Data excerpt:
────────

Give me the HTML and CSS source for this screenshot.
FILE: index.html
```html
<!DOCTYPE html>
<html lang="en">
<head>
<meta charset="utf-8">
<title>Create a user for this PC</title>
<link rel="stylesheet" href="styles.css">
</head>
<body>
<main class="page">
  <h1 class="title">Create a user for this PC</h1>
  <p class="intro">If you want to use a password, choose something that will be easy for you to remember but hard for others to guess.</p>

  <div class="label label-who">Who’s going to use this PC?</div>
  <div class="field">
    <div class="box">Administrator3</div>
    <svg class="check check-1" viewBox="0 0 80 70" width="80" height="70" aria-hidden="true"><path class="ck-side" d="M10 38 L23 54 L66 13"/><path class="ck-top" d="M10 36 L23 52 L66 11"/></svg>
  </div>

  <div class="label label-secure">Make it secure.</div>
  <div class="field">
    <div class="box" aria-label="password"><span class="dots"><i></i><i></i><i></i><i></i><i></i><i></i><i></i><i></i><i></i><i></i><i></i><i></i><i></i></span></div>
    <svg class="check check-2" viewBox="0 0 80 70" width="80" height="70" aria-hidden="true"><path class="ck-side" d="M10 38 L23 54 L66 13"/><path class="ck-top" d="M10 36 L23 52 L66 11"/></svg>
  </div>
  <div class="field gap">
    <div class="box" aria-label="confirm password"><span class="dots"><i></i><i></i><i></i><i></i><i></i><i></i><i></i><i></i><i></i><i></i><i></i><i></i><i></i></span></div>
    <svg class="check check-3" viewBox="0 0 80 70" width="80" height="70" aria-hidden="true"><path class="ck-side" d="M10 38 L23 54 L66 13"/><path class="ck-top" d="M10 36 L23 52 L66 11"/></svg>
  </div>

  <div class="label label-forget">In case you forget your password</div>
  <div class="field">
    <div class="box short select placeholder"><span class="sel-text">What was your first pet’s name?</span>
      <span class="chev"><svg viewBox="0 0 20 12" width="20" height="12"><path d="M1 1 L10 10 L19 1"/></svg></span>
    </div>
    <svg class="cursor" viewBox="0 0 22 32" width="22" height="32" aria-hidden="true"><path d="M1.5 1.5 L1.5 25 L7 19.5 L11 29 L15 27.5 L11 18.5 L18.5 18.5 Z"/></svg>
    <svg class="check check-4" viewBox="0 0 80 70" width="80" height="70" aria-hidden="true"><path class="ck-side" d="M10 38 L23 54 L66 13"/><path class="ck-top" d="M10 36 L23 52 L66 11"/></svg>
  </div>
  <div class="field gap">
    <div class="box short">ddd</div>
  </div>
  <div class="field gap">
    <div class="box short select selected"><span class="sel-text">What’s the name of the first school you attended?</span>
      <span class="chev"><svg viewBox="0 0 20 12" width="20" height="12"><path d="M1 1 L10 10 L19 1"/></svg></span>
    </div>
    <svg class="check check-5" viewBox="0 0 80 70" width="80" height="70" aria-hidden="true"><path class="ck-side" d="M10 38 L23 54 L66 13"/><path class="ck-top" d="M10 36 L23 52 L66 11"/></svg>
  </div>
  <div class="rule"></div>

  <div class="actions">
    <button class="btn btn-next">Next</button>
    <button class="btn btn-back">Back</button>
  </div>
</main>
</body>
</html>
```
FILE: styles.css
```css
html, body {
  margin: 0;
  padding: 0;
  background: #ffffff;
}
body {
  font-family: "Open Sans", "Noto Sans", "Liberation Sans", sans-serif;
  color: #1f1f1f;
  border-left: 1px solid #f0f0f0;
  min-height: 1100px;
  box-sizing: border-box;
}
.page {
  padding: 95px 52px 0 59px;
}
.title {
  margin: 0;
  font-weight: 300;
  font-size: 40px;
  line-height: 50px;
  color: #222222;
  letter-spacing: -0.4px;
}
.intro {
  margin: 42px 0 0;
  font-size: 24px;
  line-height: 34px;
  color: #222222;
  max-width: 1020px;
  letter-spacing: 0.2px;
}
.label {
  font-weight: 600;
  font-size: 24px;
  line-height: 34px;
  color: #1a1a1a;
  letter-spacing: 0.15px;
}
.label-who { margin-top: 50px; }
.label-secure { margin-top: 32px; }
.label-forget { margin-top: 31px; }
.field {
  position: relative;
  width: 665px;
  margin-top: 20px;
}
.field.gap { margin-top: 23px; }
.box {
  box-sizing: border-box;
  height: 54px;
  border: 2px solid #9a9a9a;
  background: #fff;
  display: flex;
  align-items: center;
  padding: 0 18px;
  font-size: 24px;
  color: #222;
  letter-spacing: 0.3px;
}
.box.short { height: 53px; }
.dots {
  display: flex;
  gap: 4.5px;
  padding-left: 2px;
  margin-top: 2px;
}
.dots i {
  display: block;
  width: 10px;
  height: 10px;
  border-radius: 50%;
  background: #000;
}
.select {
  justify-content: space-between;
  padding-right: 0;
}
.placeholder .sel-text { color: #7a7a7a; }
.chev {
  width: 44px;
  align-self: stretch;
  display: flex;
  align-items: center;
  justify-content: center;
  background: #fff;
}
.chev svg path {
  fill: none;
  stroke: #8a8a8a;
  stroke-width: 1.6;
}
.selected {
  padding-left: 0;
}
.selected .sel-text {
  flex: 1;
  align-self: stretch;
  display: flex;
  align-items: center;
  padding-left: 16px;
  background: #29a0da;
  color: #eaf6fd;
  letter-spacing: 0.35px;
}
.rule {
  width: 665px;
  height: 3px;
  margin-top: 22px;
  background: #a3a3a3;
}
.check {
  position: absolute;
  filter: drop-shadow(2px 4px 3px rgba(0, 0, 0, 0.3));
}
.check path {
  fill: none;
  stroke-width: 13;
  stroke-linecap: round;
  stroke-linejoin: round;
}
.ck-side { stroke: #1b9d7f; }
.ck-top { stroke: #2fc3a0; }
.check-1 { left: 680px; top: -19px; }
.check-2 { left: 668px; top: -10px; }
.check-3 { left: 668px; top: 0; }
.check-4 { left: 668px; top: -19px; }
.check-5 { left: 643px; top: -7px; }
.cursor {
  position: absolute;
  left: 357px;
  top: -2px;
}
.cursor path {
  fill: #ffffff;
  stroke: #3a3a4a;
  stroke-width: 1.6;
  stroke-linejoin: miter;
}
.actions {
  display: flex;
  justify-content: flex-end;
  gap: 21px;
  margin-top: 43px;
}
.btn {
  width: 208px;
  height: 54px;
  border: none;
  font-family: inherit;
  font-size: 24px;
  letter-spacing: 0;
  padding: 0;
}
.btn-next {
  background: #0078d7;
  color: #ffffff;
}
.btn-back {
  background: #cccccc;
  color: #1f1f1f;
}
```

────────

What you should do: Reproduce the material precisely, including every line.

Finished exercise:
Give me the HTML and CSS source for this screenshot.
FILE: index.html
```html
<!DOCTYPE html>
<html lang="en">
<head>
<meta charset="utf-8">
<title>Create a user for this PC</title>
<link rel="stylesheet" href="styles.css">
</head>
<body>
<main class="page">
  <h1 class="title">Create a user for this PC</h1>
  <p class="intro">If you want to use a password, choose something that will be easy for you to remember but hard for others to guess.</p>

  <div class="label label-who">Who’s going to use this PC?</div>
  <div class="field">
    <div class="box">Administrator3</div>
    <svg class="check check-1" viewBox="0 0 80 70" width="80" height="70" aria-hidden="true"><path class="ck-side" d="M10 38 L23 54 L66 13"/><path class="ck-top" d="M10 36 L23 52 L66 11"/></svg>
  </div>

  <div class="label label-secure">Make it secure.</div>
  <div class="field">
    <div class="box" aria-label="password"><span class="dots"><i></i><i></i><i></i><i></i><i></i><i></i><i></i><i></i><i></i><i></i><i></i><i></i><i></i></span></div>
    <svg class="check check-2" viewBox="0 0 80 70" width="80" height="70" aria-hidden="true"><path class="ck-side" d="M10 38 L23 54 L66 13"/><path class="ck-top" d="M10 36 L23 52 L66 11"/></svg>
  </div>
  <div class="field gap">
    <div class="box" aria-label="confirm password"><span class="dots"><i></i><i></i><i></i><i></i><i></i><i></i><i></i><i></i><i></i><i></i><i></i><i></i><i></i></span></div>
    <svg class="check check-3" viewBox="0 0 80 70" width="80" height="70" aria-hidden="true"><path class="ck-side" d="M10 38 L23 54 L66 13"/><path class="ck-top" d="M10 36 L23 52 L66 11"/></svg>
  </div>

  <div class="label label-forget">In case you forget your password</div>
  <div class="field">
    <div class="box short select placeholder"><span class="sel-text">What was your first pet’s name?</span>
      <span class="chev"><svg viewBox="0 0 20 12" width="20" height="12"><path d="M1 1 L10 10 L19 1"/></svg></span>
    </div>
    <svg class="cursor" viewBox="0 0 22 32" width="22" height="32" aria-hidden="true"><path d="M1.5 1.5 L1.5 25 L7 19.5 L11 29 L15 27.5 L11 18.5 L18.5 18.5 Z"/></svg>
    <svg class="check check-4" viewBox="0 0 80 70" width="80" height="70" aria-hidden="true"><path class="ck-side" d="M10 38 L23 54 L66 13"/><path class="ck-top" d="M10 36 L23 52 L66 11"/></svg>
  </div>
  <div class="field gap">
    <div class="box short">ddd</div>
  </div>
  <div class="field gap">
    <div class="box short select selected"><span class="sel-text">What’s the name of the first school you attended?</span>
      <span class="chev"><svg viewBox="0 0 20 12" width="20" height="12"><path d="M1 1 L10 10 L19 1"/></svg></span>
    </div>
    <svg class="check check-5" viewBox="0 0 80 70" width="80" height="70" aria-hidden="true"><path class="ck-side" d="M10 38 L23 54 L66 13"/><path class="ck-top" d="M10 36 L23 52 L66 11"/></svg>
  </div>
  <div class="rule"></div>

  <div class="actions">
    <button class="btn btn-next">Next</button>
    <button class="btn btn-back">Back</button>
  </div>
</main>
</body>
</html>
```
FILE: styles.css
```css
html, body {
  margin: 0;
  padding: 0;
  background: #ffffff;
}
body {
  font-family: "Open Sans", "Noto Sans", "Liberation Sans", sans-serif;
  color: #1f1f1f;
  border-left: 1px solid #f0f0f0;
  min-height: 1100px;
  box-sizing: border-box;
}
.page {
  padding: 95px 52px 0 59px;
}
.title {
  margin: 0;
  font-weight: 300;
  font-size: 40px;
  line-height: 50px;
  color: #222222;
  letter-spacing: -0.4px;
}
.intro {
  margin: 42px 0 0;
  font-size: 24px;
  line-height: 34px;
  color: #222222;
  max-width: 1020px;
  letter-spacing: 0.2px;
}
.label {
  font-weight: 600;
  font-size: 24px;
  line-height: 34px;
  color: #1a1a1a;
  letter-spacing: 0.15px;
}
.label-who { margin-top: 50px; }
.label-secure { margin-top: 32px; }
.label-forget { margin-top: 31px; }
.field {
  position: relative;
  width: 665px;
  margin-top: 20px;
}
.field.gap { margin-top: 23px; }
.box {
  box-sizing: border-box;
  height: 54px;
  border: 2px solid #9a9a9a;
  background: #fff;
  display: flex;
  align-items: center;
  padding: 0 18px;
  font-size: 24px;
  color: #222;
  letter-spacing: 0.3px;
}
.box.short { height: 53px; }
.dots {
  display: flex;
  gap: 4.5px;
  padding-left: 2px;
  margin-top: 2px;
}
.dots i {
  display: block;
  width: 10px;
  height: 10px;
  border-radius: 50%;
  background: #000;
}
.select {
  justify-content: space-between;
  padding-right: 0;
}
.placeholder .sel-text { color: #7a7a7a; }
.chev {
  width: 44px;
  align-self: stretch;
  display: flex;
  align-items: center;
  justify-content: center;
  background: #fff;
}
.chev svg path {
  fill: none;
  stroke: #8a8a8a;
  stroke-width: 1.6;
}
.selected {
  padding-left: 0;
}
.selected .sel-text {
  flex: 1;
  align-self: stretch;
  display: flex;
  align-items: center;
  padding-left: 16px;
  background: #29a0da;
  color: #eaf6fd;
  letter-spacing: 0.35px;
}
.rule {
  width: 665px;
  height: 3px;
  margin-top: 22px;
  background: #a3a3a3;
}
.check {
  position: absolute;
  filter: drop-shadow(2px 4px 3px rgba(0, 0, 0, 0.3));
}
.check path {
  fill: none;
  stroke-width: 13;
  stroke-linecap: round;
  stroke-linejoin: round;
}
.ck-side { stroke: #1b9d7f; }
.ck-top { stroke: #2fc3a0; }
.check-1 { left: 680px; top: -19px; }
.check-2 { left: 668px; top: -10px; }
.check-3 { left: 668px; top: 0; }
.check-4 { left: 668px; top: -19px; }
.check-5 { left: 643px; top: -7px; }
.cursor {
  position: absolute;
  left: 357px;
  top: -2px;
}
.cursor path {
  fill: #ffffff;
  stroke: #3a3a4a;
  stroke-width: 1.6;
  stroke-linejoin: miter;
}
.actions {
  display: flex;
  justify-content: flex-end;
  gap: 21px;
  margin-top: 43px;
}
.btn {
  width: 208px;
  height: 54px;
  border: none;
  font-family: inherit;
  font-size: 24px;
  letter-spacing: 0;
  padding: 0;
}
.btn-next {
  background: #0078d7;
  color: #ffffff;
}
.btn-back {
  background: #cccccc;
  color: #1f1f1f;
}
```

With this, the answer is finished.